Sur l’application de l’école où l’on prend les présences, remplit les bulletins et autres tâches administratives il y a le profil des élèves avec leur lieu de naissance. J’ai pris, pour cette classe, le lieu de naissance de chacun que j’ai relié à Bruxelles. On est partis de là, puis j’ai demandé à chacun. J’ai refait ma présentation, mimant avec entrain ce que je disais. Je clos en disant « moi, la raison de mon départ au final c’est l’amour » et j’ai la main sur le cœur. Et je suis presque content parce que je découvre qu’il y a des histoires légères. Une maman qui a rencontré l’amour via un expatrié revenu au pays natal et ils ont décidé de déménager ensemble ici. Une maman qui a quitté son pays en suivant un ami installé ici, qui a travaillé et mis de côté pour après quelque temps payer l’avion à son fils. C’est tout. Un autre qui a déménagé d’abord dans son pays pour monter à la capitale où il n’y avait pas plus de travail qu’ailleurs, ce qui l’a finalement poussé à venir ici. D’autres qui ne savent pas dire ce qui a motivé leur départ et ils viennent d’un pays en guerre. Je leur demande alors : s’il n’y avait pas eu la guerre, auriez-vous changé de pays ? Pareil, ils font tous l’aller-retour. Je leur dis donc, je projette, que c’est la guerre qui a motivé leur départ. Un autre me raconte que sa sœur avait des problèmes de santé et qu’ils sont venus pour faire une opération. Un autre enfin me raconte qu’il ne pouvait pas pratiquer sa religion. Il m’intrigue mais je ne lui en demande pas plus. Il se lance un peu et je le stoppe en imitant mon ami Raph : que ce soit bien clair les amis, moi je vous pose des questions tout ça mais si vous n’avez pas envie de répondre il n’y a aucun problème. Je ne veux pas être intrusif ou quoi, donc pas de problème si vous gardez vos histoires pour vous.

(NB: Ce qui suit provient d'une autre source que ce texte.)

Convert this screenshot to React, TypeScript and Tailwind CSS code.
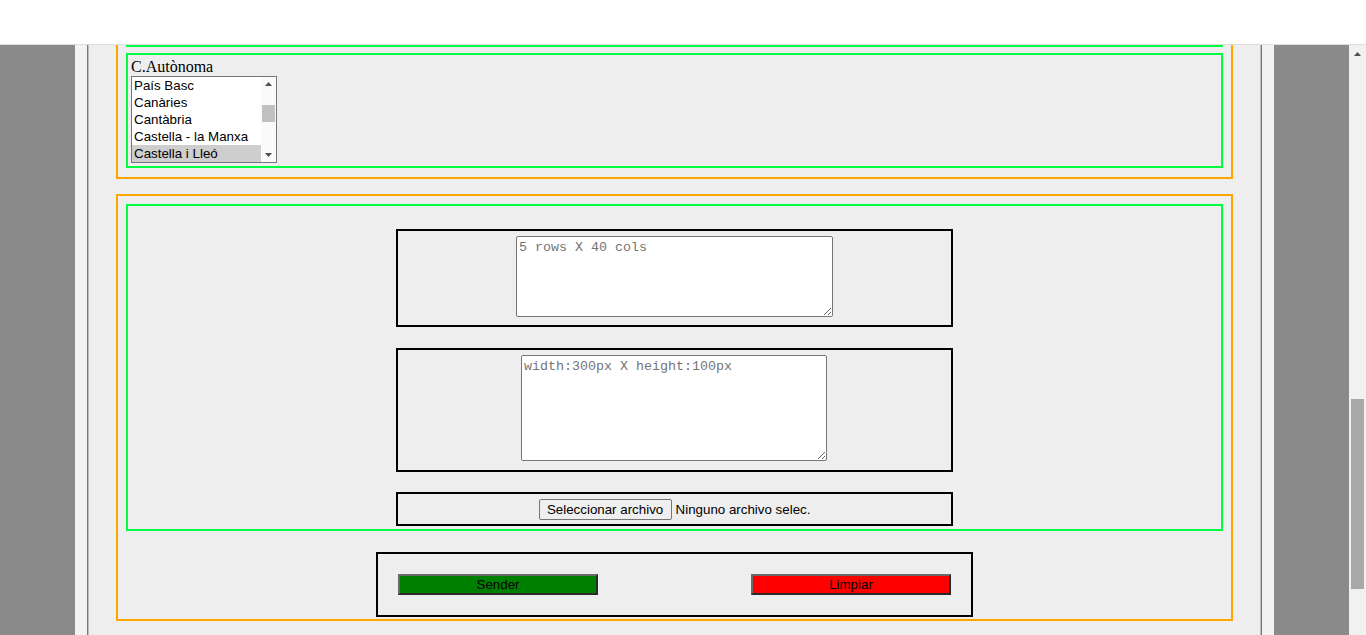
import React from 'react';

const regions = ['País Basc', 'Canàries', 'Cantàbria', 'Castella - la Manxa', 'Castella i Lleó'];
const selectedRegion = 'Castella i Lleó';

function Arrow({ up, size = 7 }: { up?: boolean; size?: number }) {
  return (
    <svg width={size} height={4} viewBox="0 0 7 4" className="block">
      <polygon points={up ? '3.5,0 7,4 0,4' : '0,0 7,0 3.5,4'} fill="#505050" />
    </svg>
  );
}

function ListBox() {
  return (
    <div className="flex w-[146px] h-[87px] border border-[#767676] bg-white overflow-hidden">
      <div className="flex-1 flex flex-col">
        {regions.map((r) => (
          <div
            key={r}
            className={`h-[17px] shrink-0 leading-[17px] pl-[2px] text-black whitespace-nowrap ${
              r === selectedRegion ? 'bg-[#cecece]' : ''
            }`}
          >
            {r}
          </div>
        ))}
      </div>
      {/* listbox scrollbar */}
      <div className="w-[15px] flex flex-col items-center bg-[#fafafa]">
        <div className="h-[14px] flex items-center justify-center">
          <Arrow up />
        </div>
        <div className="mt-[14px] w-[13px] h-[17px] bg-[#c1c1c1]" />
        <div className="flex-1" />
        <div className="h-[14px] flex items-center justify-center">
          <Arrow />
        </div>
      </div>
    </div>
  );
}

export default function App() {
  return (
    <div className="h-screen flex flex-col overflow-hidden bg-white font-['Liberation_Sans',Arial,sans-serif] text-[13.333px] text-black">
      {/* Top bar */}
      <header className="h-[45px] shrink-0 bg-white border-b border-[#dedede]" />

      <div className="flex flex-1 min-h-0">
        <main className="flex-1 bg-[#8a8a8a] overflow-hidden">
          <div className="w-[1199px] h-full mx-auto bg-[#f2f2f2] px-[12px]">
            <div className="h-full bg-[#eeeeee] border-x border-[#777] shadow-[inset_1px_0_0_#bdbdbd,inset_-1px_0_0_#bdbdbd] px-[28px]">
              {/* Section 1 (scrolled, top is out of view) */}
              <section className="border-2 border-t-0 border-[#ffa500] px-[8px] pb-[9px]">
                <div className="border-2 border-t-0 border-[#00ff40]" />
                <div className="mt-[6px] border-2 border-[#00ff40] p-[3px]">
                  <label className="block font-['Liberation_Serif','Times_New_Roman',serif] text-[16px] leading-[18px]">
                    C.Autònoma
                  </label>
                  <ListBox />
                </div>
              </section>

              {/* Section 2 */}
              <section className="mt-[15px] border-2 border-[#ffa500] px-[8px] pt-[8px] pb-[2px]">
                <div className="border-2 border-[#00ff40] pt-[23px] pb-[3px] flex flex-col items-center">
                  <div className="w-[557px] border-2 border-black pt-[5px] pb-[8px] flex justify-center">
                    <textarea
                      placeholder="5 rows X 40 cols"
                      className="block w-[317px] h-[81px] bg-white border border-[#767676] rounded-[2px] p-[2px] pt-[3px] font-['Liberation_Mono','DejaVu_Sans_Mono',monospace] text-[13.333px] leading-[15px] resize placeholder:text-[#757575]"
                    />
                  </div>
                  <div className="mt-[21px] w-[557px] border-2 border-black pt-[5px] pb-[9px] pr-px flex justify-center">
                    <textarea
                      placeholder="width:300px X height:100px"
                      className="block w-[306px] h-[106px] bg-white border border-[#767676] rounded-[2px] p-[2px] pt-[3px] font-['Liberation_Mono','DejaVu_Sans_Mono',monospace] text-[13.333px] leading-[15px] resize placeholder:text-[#757575]"
                    />
                  </div>
                  <div className="mt-[20px] w-[557px] border-2 border-black pt-[5px] pb-[4px] flex justify-center items-center">
                    <button className="w-[133px] h-[21px] bg-[#efefef] border border-[#767676] rounded-[2px] leading-[19px] text-center">
                      Seleccionar archivo
                    </button>
                    <span className="ml-[4px]">Ninguno archivo selec.</span>
                  </div>
                </div>

                <div className="mt-[21px] mx-auto w-[597px] border-2 border-black p-[20px] flex justify-between">
                  <button className="w-[200px] h-[21px] bg-[#008000] border-2 border-[#6a6a6a] border-b-[#2a2a2a] border-r-[#2a2a2a] leading-[17px] text-center">
                    Sender
                  </button>
                  <button className="w-[200px] h-[21px] bg-[#ff0000] border-2 border-[#6a6a6a] border-b-[#2a2a2a] border-r-[#2a2a2a] leading-[17px] text-center">
                    Limpiar
                  </button>
                </div>
              </section>
            </div>
          </div>
        </main>

        {/* Page scrollbar */}
        <div className="w-[17px] shrink-0 bg-[#f1f1f1] flex flex-col items-center">
          <div className="h-[17px] flex items-center justify-center">
            <Arrow up />
          </div>
          <div className="mt-[337px] w-[13px] h-[190px] bg-[#a8a8a8]" />
        </div>
      </div>
    </div>
  );
}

Il prend le sujet à cœur, dit qu’il n’y a pas de problème et se lève tout de même parce qu’il voit un trait entre son pays et ici et il a envie de rectifier. Il me demande de zoomer puis il m’indique du doigt les pays traversés. Le trait se transforme en zigzag avec des allers-retours, une case prison, de la voiture, un bateau de fortune que je vois sur son téléphone, voguant a priori sur la Méditerranée. Sur la vidéo on ne l’entend pas mais il chante, pas d’un chant du fond des âges qui s’apparenterait au blues d’ancêtres qu’il n’a pas eus. Un chant violent, un cri presque. Il me montre ça, j’ai envie de rentrer dans son histoire mais le cours continue et les autres partagent la leur.

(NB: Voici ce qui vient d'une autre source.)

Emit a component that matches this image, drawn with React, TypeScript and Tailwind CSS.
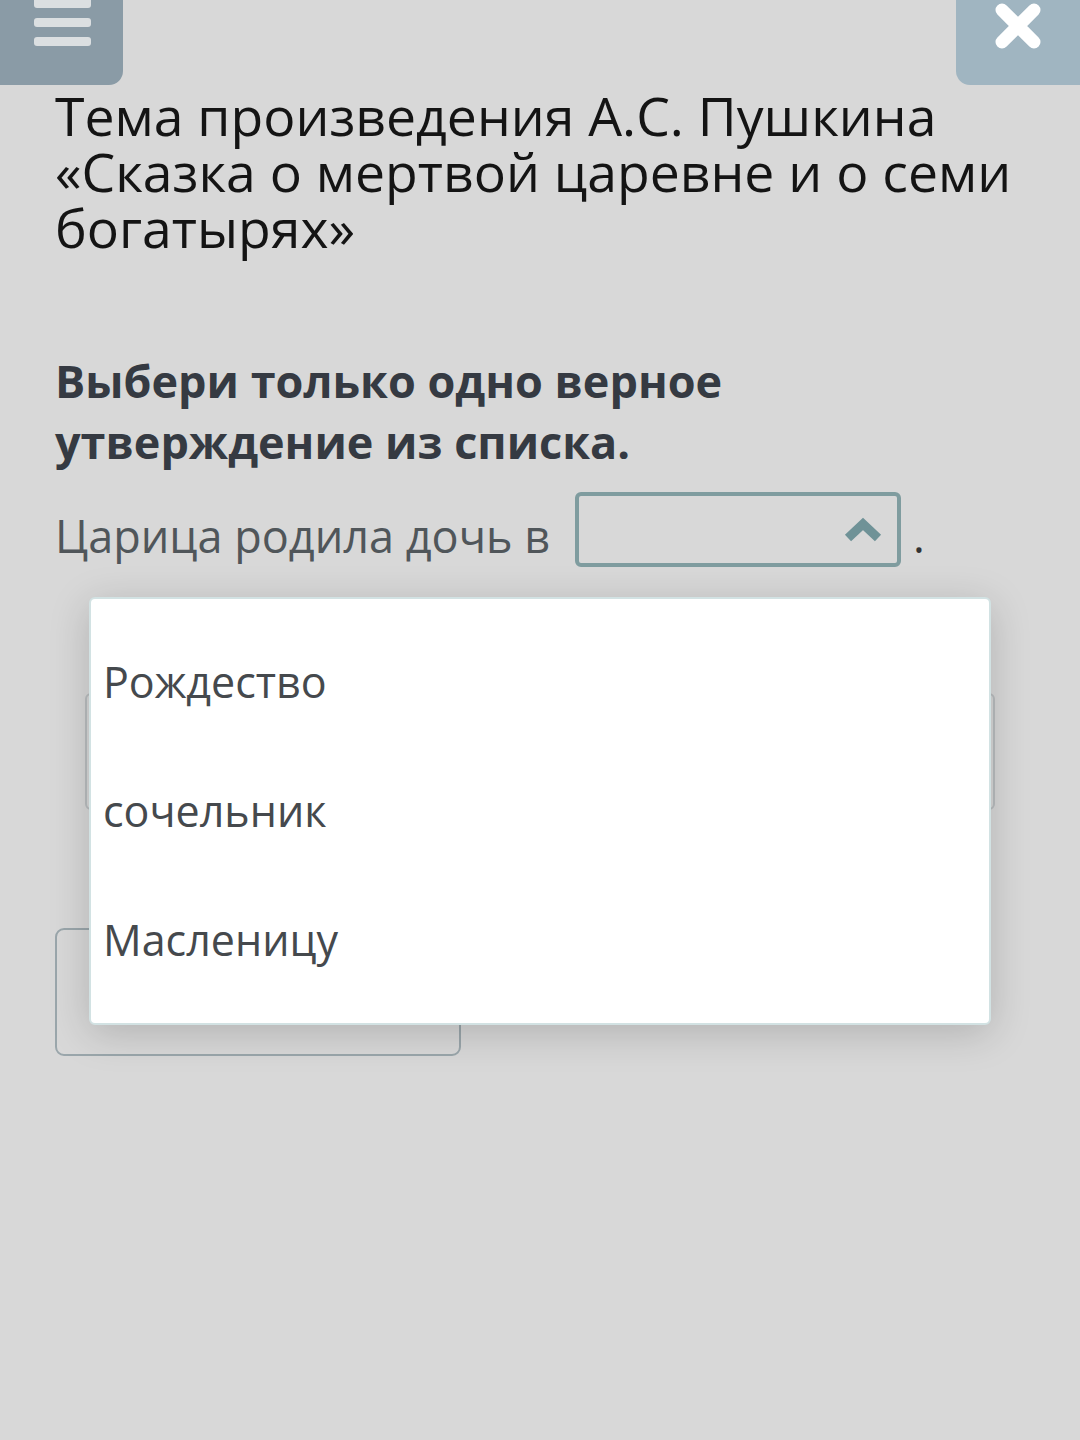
import React from "react";

export default function App() {
  const font = { fontFamily: '"Open Sans", "Noto Sans", sans-serif' };
  return (
    <div className="relative w-[1080px] h-[1440px] bg-[#d8d8d8] overflow-hidden" style={font}>
      {/* top bar */}
      <div className="flex justify-between h-[85px]">
        <div className="w-[123px] h-[85px] bg-[#8a9ba6] rounded-br-[14px] flex flex-col gap-[10px] pl-[34px]">
          <div className="w-[57px] h-[8px] bg-[#dbdfe1] rounded-b-[3px]" />
          <div className="w-[57px] h-[9px] bg-[#dbdfe1] rounded-[3px]" />
          <div className="w-[57px] h-[9px] bg-[#dbdfe1] rounded-[3px]" />
        </div>
        <div className="w-[124px] h-[85px] bg-[#a0b5c1] rounded-bl-[14px] flex justify-center pt-[3px]">
          <svg width="48" height="46" viewBox="0 0 48 46">
            <path d="M8 7 L40 39 M40 7 L8 39" stroke="#ffffff" strokeWidth="13" strokeLinecap="round" />
          </svg>
        </div>
      </div>

      <div className="pl-[55px] pr-[40px]">
        <h1 className="mt-[3px] text-[53.5px] leading-[56px] text-[#141414] font-normal">
          Тема произведения А.С. Пушкина «Сказка о мертвой царевне и о семи богатырях»
        </h1>

        <p className="mt-[94px] text-[45px] leading-[61px] font-bold text-[#353a42] w-[720px]">
          Выбери только одно верное утверждение из списка.
        </p>

        <div className="mt-[20px] flex items-start">
          <span className="mt-[13px] text-[45px] leading-[61px] text-[#50565a]">Царица родила дочь в</span>
          <div className="ml-[25px] w-[326px] h-[75px] border-[4px] border-[#7f9c9f] rounded-[6px] flex items-center justify-end pr-[14px]">
            <svg width="40" height="26" viewBox="0 0 40 26">
              <path d="M5 21 L20 7 L35 21" fill="none" stroke="#6f9297" strokeWidth="9" strokeLinejoin="miter" />
            </svg>
          </div>
          <span className="mt-[13px] ml-[12px] text-[45px] leading-[61px] text-[#333]">.</span>
        </div>

        {/* hidden content under dropdown */}
        <div className="mt-[126px] ml-[30px] w-[910px] h-[117px] border-2 border-[#b9bdbf] rounded-[6px]" />

        <div className="mt-[118px] w-[406px] h-[128px] border-2 border-[#9aa6ab] rounded-[9px]" />
      </div>

      {/* dropdown */}
      <div className="absolute left-[89px] top-[597px] w-[902px] h-[428px] bg-white rounded-[6px] border-2 border-[#d2e2e3] shadow-[0_8px_40px_rgba(0,0,0,0.18)]">
        <div className="pl-[12px] pt-[54px] text-[43px] leading-[58px] text-[#45494d]">
          <div className="h-[129px]">Рождество</div>
          <div className="h-[129px]">сочельник</div>
          <div className="h-[129px]">Масленицу</div>
        </div>
      </div>
    </div>
  );
}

L’heure sonne, c’est le moment où je vais fumer une clope et déverser un peu de café dans mon thermos. J’attends toujours une petite minute pour descendre parce que les élève bien évidemment occupent l’entièreté du couloir et des marches. Il est là. Les autres sortent tranquillement, lui est resté. C’est ce signe des élèves qui veulent parler un peu. Ils ne viennent pas toujours frontalement. Et là, il y va. Il a une autre religion que celle de ses parents. Rien de problématique au début. Tout de même, une famille nombreuse qui avoisine la dizaine de personnes. Pas de problèmes de mœurs, plutôt d’un point de vue économique donc. Puis son père se met à marabouter il me dit. Il me parle de bougies au sol. Je l’écoute. Je ne suis pas forcément le fil des événements et la logique qui les imbrique mais je l’écoute, gardant tout dans ma tête. Son père finit par dire qu’il a compris que son fils amène au foyer un mauvais esprit. Il faut le chasser. Puis il me dit qu’il a un rendez-vous en juin pour ses papiers et qu’il doit préparer son entretien et notamment prendre des photos des sévices qu’il a reçues et il me montre des cicatrices de coups de couteau.

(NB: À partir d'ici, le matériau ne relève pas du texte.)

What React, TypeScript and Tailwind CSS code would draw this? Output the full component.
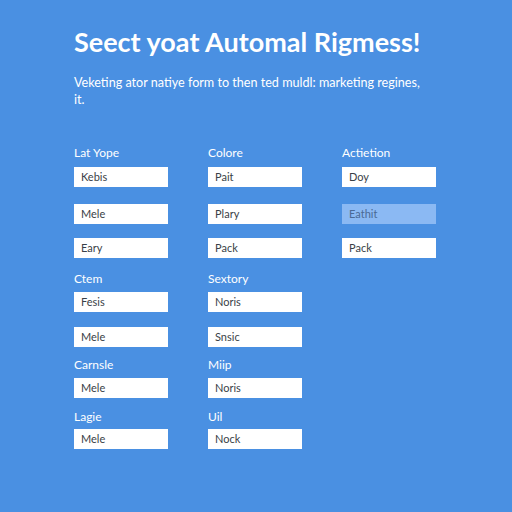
const font = { fontFamily: "Lato, 'Open Sans', sans-serif" };

type Cell = { label?: string; value?: string; active?: boolean } | null;

const Field: React.FC<{ value: string; active?: boolean }> = ({ value, active }) => (
  <div
    className={`h-[20px] w-[94px] flex items-center pl-[7px] text-[11px] ${
      active ? "bg-[#8bb9f3] text-[#4a6a95]" : "bg-white text-[#3a3f47]"
    }`}
  >
    {value}
  </div>
);

const Label: React.FC<{ text: string }> = ({ text }) => (
  <div className="h-[16px] leading-[16px] text-[12px] text-white">{text}</div>
);

// rows of the three-column form, top margin tuned per row
const rows: { mt: string; kind: "label" | "field"; cells: Cell[] }[] = [
  { mt: "mt-0", kind: "label", cells: [{ label: "Lat Yope" }, { label: "Colore" }, { label: "Actietion" }] },
  { mt: "mt-[6px]", kind: "field", cells: [{ value: "Kebis" }, { value: "Pait" }, { value: "Doy" }] },
  { mt: "mt-[17px]", kind: "field", cells: [{ value: "Mele" }, { value: "Plary" }, { value: "Eathit", active: true }] },
  { mt: "mt-[14px]", kind: "field", cells: [{ value: "Eary" }, { value: "Pack" }, { value: "Pack" }] },
  { mt: "mt-[13px]", kind: "label", cells: [{ label: "Ctem" }, { label: "Sextory" }, null] },
  { mt: "mt-[5px]", kind: "field", cells: [{ value: "Fesis" }, { value: "Noris" }, null] },
  { mt: "mt-[15px]", kind: "field", cells: [{ value: "Mele" }, { value: "Snsic" }, null] },
  { mt: "mt-[10px]", kind: "label", cells: [{ label: "Carnsle" }, { label: "Miip" }, null] },
  { mt: "mt-[5px]", kind: "field", cells: [{ value: "Mele" }, { value: "Noris" }, null] },
  { mt: "mt-[11px]", kind: "label", cells: [{ label: "Lagie" }, { label: "Uil" }, null] },
  { mt: "mt-[4px]", kind: "field", cells: [{ value: "Mele" }, { value: "Nock" }, null] },
];

export default function App() {
  return (
    <div className="w-[512px] h-[512px] bg-[#4a90e2] pl-[74px] pt-[26px]" style={font}>
      <h1 className="text-[27px] leading-[32px] font-bold text-white">
        Seect yoat Automal Rigmess!
      </h1>
      <p className="mt-[16px] text-[12.6px] leading-[17px] text-white w-[370px]">
        Veketing ator natiye form to then ted muldl: marketing regines,
        <br />
        it.
      </p>

      <div className="mt-[37px] flex flex-col">
        {rows.map((r, i) => (
          <div key={i} className={`grid grid-cols-[94px_94px_94px] gap-x-[40px] ${r.mt}`}>
            {r.cells.map((c, j) =>
              c === null ? (
                <div key={j} />
              ) : r.kind === "label" ? (
                <Label key={j} text={c.label!} />
              ) : (
                <Field key={j} value={c.value!} active={c.active} />
              )
            )}
          </div>
        ))}
      </div>
    </div>
  );
}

Je me rends compte qu’il y a un travers qui pourrait paraître un peu dégueulasse d’exposer ainsi – dans l’anonymat ne l’oublions pas – l’histoire révélée par un élève confiant. Un peu à l’image de Raymond Depardon pris en photo entrain de prendre en photo un enfant souffrant de la famine. Montrer. Qu’est-ce qu’on montre ? Pourquoi on le montre ? Qu’est-on quand on montre ? Aucune volonté de sensationnalisme, aucun gain par rapport à ce que je vous écris. Juste exposer la pluralité et se dire que derrière l’acronyme DASPA (Dispositif d'Accueil et de Scolarisation des élèves Primo-Arrivants et Assimilés) il y a des personnes qui ont vécu l’histoire de livres qu’on ne voudrait que fictifs, d’autres dont les parents vivent une histoire d’amour internationale.